Corresponds to Haskell's Data.Bits.Bits.

and : α → α → α
Bitwise AND. $$a \mathbin{\&} b$$
or : α → α → α
Bitwise OR. $$a \mathbin{|} b$$
xor : α → α → α
Bitwise XOR. $$a \oplus b$$
complement : α → α
Bitwise complement. $$\sim a$$
shiftL : α → Nat → α
Left shift by $n$ bits. $$a \ll n$$
shiftR : α → Nat → α
Right shift by $n$ bits. $$a \gg n$$
testBit : α → Nat → Bool
Test bit at position $n$ (zero-indexed from LSB). $$\text{testBit}(a, n) = ((a \gg n) \mathbin{\&} 1) \neq 0$$
bit : Nat → α
The value with only bit $n$ set. $$\text{bit}(n) = 1 \ll n$$
popCount : α → Nat
Count the number of set bits (population count). $$\text{popCount}(a) = |\{i \mid \text{testBit}(a, i)\}|$$
zeroBits : α
The all-zeros value. $$\text{zeroBits} = 0$$
bitSizeMaybe : Option Nat
Bit size if fixed-width, none for arbitrary-width. $$\text{bitSizeMaybe} \in \{\text{none}\} \cup \{\text{some}(n) \mid n \in \mathbb{N}\}$$

Instances

class Data.FiniteBits (α : Type u) extends Data.Bits α :

Typeclass for fixed-width bit types, extending Bits.

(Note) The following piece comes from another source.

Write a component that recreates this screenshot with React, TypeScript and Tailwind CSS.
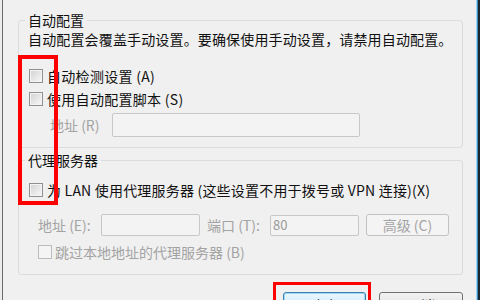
const cjk = { fontFamily: '"Noto Sans CJK SC", "Noto Sans", sans-serif' }

function Box({ disabled = false }: { disabled?: boolean }) {
  return (
    <span
      className={
        disabled
          ? "inline-block w-[14px] h-[14px] border border-[#bcbcbc] bg-[#f4f4f4] shrink-0"
          : "inline-block w-[14px] h-[14px] border border-[#8e8f8f] bg-gradient-to-br from-[#d2d2d2] to-[#f8f8f8] shadow-[inset_0_0_0_1px_#f4f4f4] shrink-0"
      }
    />
  )
}

function Group({ title, children, className }: { title: string; children: React.ReactNode; className?: string }) {
  return (
    <fieldset className={"border border-[#d9dde0] rounded-[3px] pl-[10px] pr-[8px] " + (className ?? "")}>
      <legend className="-ml-[4px] px-[3px] text-[14px] leading-[16px] text-[#111]">{title}</legend>
      {children}
    </fieldset>
  )
}

export default function App() {
  return (
    <div className="w-[480px] h-[300px] overflow-hidden flex bg-[#f0f0f0] relative" style={cjk}>
      <div className="w-[2px] bg-[#ececec]" />
      <div className="w-px bg-[#6a6a6a]" />
      <div className="flex-1 flex flex-col pl-[15px] pr-[13px] pt-[12px]">
        <Group title="自动配置" className="pb-[10px]">
          <div className="mt-[3px] text-[14px] leading-[16px] text-[#111] whitespace-nowrap -ml-[1px] tracking-[0.15px]">
            自动配置会覆盖手动设置。要确保使用手动设置，请禁用自动配置。
          </div>
          <div className="mt-[21px] flex items-center gap-[4px] h-[16px] text-[14px] text-[#111]">
            <Box />
            <span className="tracking-[0.3px]">自动检测设置 (A)</span>
          </div>
          <div className="mt-[7px] flex items-center gap-[4px] h-[16px] text-[14px] text-[#111]">
            <Box />
            <span className="tracking-[0.3px]">使用自动配置脚本 (S)</span>
          </div>
          <div className="mt-[6px] flex items-center h-[24px] text-[14px] text-[#a3a3a3]">
            <span className="ml-[21px] w-[62px]">地址 (R)</span>
            <div className="w-[248px] h-[24px] border border-[#c7c7c7] rounded-[2px] bg-[#f3f3f3]" />
          </div>
        </Group>

        <Group title="代理服务器" className="mt-[4px] pb-[14px]">
          <div className="mt-[14px] flex items-center gap-[4px] h-[16px] text-[14px] text-[#111] whitespace-nowrap">
            <Box />
            <span className="tracking-[0.2px]">为 LAN 使用代理服务器 (这些设置不用于拨号或 VPN 连接)(X)</span>
          </div>
          <div className="mt-[16px] flex items-center h-[22px] text-[14px] text-[#a3a3a3] whitespace-nowrap">
            <span className="ml-[9px] w-[63px]">地址 (E):</span>
            <div className="w-[99px] h-[22px] border border-[#c7c7c7] rounded-[2px] bg-[#f3f3f3]" />
            <span className="ml-[7px] w-[63px]">端口 (T):</span>
            <div className="w-[89px] h-[21px] border border-[#c7c7c7] rounded-[2px] bg-[#f3f3f3] flex items-center pl-[2px] text-[13px] text-[#9a9a9a]">
              80
            </div>
            <div className="ml-[7px] w-[83px] h-[22px] border border-[#c2c2c2] rounded-[3px] bg-[#f4f4f4] flex items-center justify-center text-[14px] text-[#a3a3a3]">
              高级 (C)
            </div>
          </div>
          <div className="mt-[8px] flex items-center gap-[3px] h-[16px] text-[14px] text-[#a3a3a3] whitespace-nowrap">
            <span className="ml-[9px] flex"><Box disabled /></span>
            <span>跳过本地地址的代理服务器 (B)</span>
          </div>
        </Group>

        <div className="mt-[17px] flex justify-end gap-[13px]">
          <div className="w-[83px] h-[23px] border border-[#3c7fb1] rounded-[3px] bg-gradient-to-b from-[#eaf6fd] to-[#bee6fd] shadow-[inset_0_0_0_1px_#9cd9f9] flex items-start justify-center text-[14px] leading-[16px] text-[#111] pt-[4px]">
            确定
          </div>
          <div className="w-[84px] h-[23px] border border-[#707070] rounded-[3px] bg-gradient-to-b from-[#f2f2f2] to-[#dddddd] flex items-start justify-center text-[14px] leading-[16px] text-[#111] pt-[4px]">
            取消
          </div>
        </div>
      </div>
      <div className="w-px bg-[#9fd3f0]" />
      <div className="w-px bg-[#3a8fc7]" />
      <div className="w-[2px] bg-[#1c2630]" />

      {/* red highlight marks */}
      <div className="absolute left-[18px] top-[55px] w-[40px] h-[150px] border-[4px] border-[#ff0000]" />
      <div className="absolute left-[273px] top-[282px] w-[98px] h-[30px] border-[3px] border-[#ff0000]" />
    </div>
  )
}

$$\text{FiniteBits}(\alpha)$$ adds finiteBitSize, countLeadingZeros, and countTrailingZeros.

and : α → α → α
or : α → α → α
xor : α → α → α
complement : α → α
shiftL : α → Nat → α
shiftR : α → Nat → α
testBit : α → Nat → Bool
bit : Nat → α
popCount : α → Nat
zeroBits : α
bitSizeMaybe : Option Nat
finiteBitSize : Nat
The fixed bit width. $$\text{finiteBitSize} \in \mathbb{N}$$
popCountBounded : α → { n : Nat // n ≤ finiteBitSize α }
Count of set bits (population count), bounded by finiteBitSize. $$\text{popCount}(a) \leq \text{finiteBitSize}$$
countLeadingZeros : α → { n : Nat // n ≤ finiteBitSize α }
Count of leading zeros from MSB, bounded by finiteBitSize.
countTrailingZeros : α → { n : Nat // n ≤ finiteBitSize α }
Count of trailing zeros from LSB, bounded by finiteBitSize.